Jesus did not want to lose the scraps. Somehow, Jesus manages to feed the people, demonstrate God’s love to everyone, and teach the disciples an important lesson. It seems clear he does not approve of loss. Jesus does not approve of waste.

Waste is an epidemic in our modern society. We buy things and keep them until we are bored with them or until they break. Then, we throw away what we no longer care about and run out to buy more. The trash dumps around the world testify to the magnitude of waste.

Of course, garbage is not Jesus’ main concern. His main concern is people being reconciled to God the Father and coming into a saving knowledge of himself. So, when I hear Jesus talk about waste, I immediately think of people.

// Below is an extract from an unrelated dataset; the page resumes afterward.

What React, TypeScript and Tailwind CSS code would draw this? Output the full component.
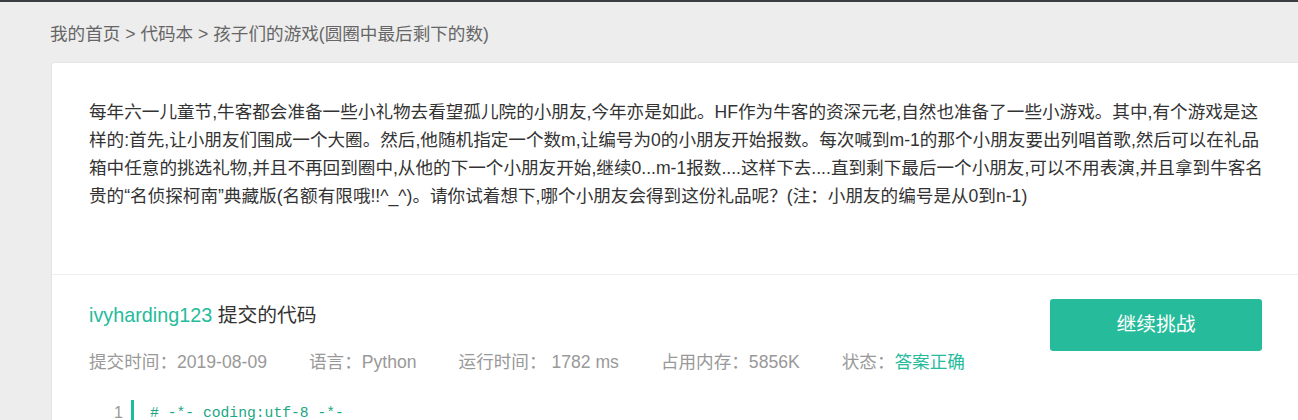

Do we ever throw people away?

Those people in our lives that take more than they give are an opportunity. Difficult relationships are not meant to be wasted, to be thrown away. Difficult people remind me of the scraps. They are the people no one wants. Yet, the people that are leftover are the very ones I think Jesus would tell us to gather.


Lord Jesus, please teach me to be both generous and frugal. Help me Lord as I turn towards those people that are easy to ignore. Protect me from harm as I open my heart to those that are less desirable. Help me make use of every opportunity to bring healing and salvation to those you bring into my life. In Jesus’ name, I pray, amen.